Sí, mucho. No sé si involucioné o evolucioné, pero sin duda he cambiado. Tengo menos urgencia por demostrar cosas cuando escribo. Cuando uno empieza a escribir quiere demostrar lo inteligente que es y la cantidad de cosas que sabe. Por eso yo escribía tantas palabras cuando escribía. Después fui captando todo mejor, me fui tranquilizando y me parece que ahora escribo con más serenidad y con más economía. Así, hace cierto tiempo encontré algo así como un estilo que me parece mío.

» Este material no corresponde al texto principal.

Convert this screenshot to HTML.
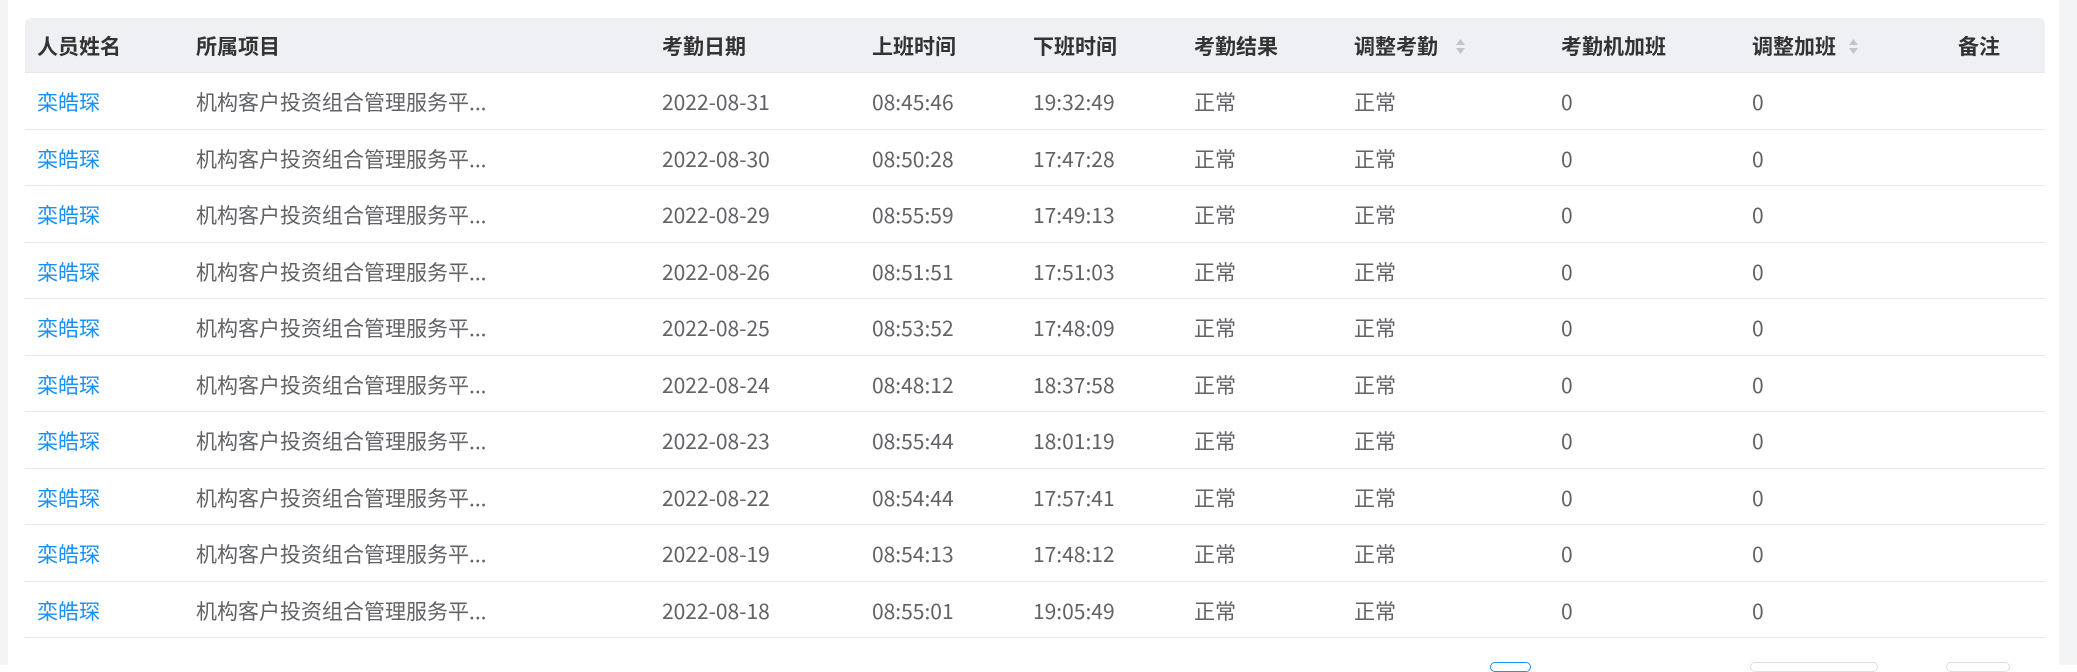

Por tu manera de distanciarte de las estructuras de poder, ¿cómo has manejado la relación con las editoriales? Pienso en el control que ejercen sobre las agendas de los escritores?
Yo no trabajo para una editorial; le vendo el resultado de mi trabajo a la editorial que a su vez trata de venderlo. Sé que vivo de esto ahora y lo hago con placer, porque no tengo que hacer cosas que no me interesan para ganarme la vida. Vivo de los libros que escribo en general, pero detestaría creer que escribo pensando en eso. Es cierto, hay muchas maneras más eficientes de ganar dinero que escribir libros. Y por más que a veces me dé miedo esa tentación, siempre trato de vigilar mucho no caer en ella, porque sería tonto, no tendría sentido. Nunca escribí un libro porque me pareciera que se podrá vender. El tema es más bien que hago lo que me da la gana de hacer en el momento.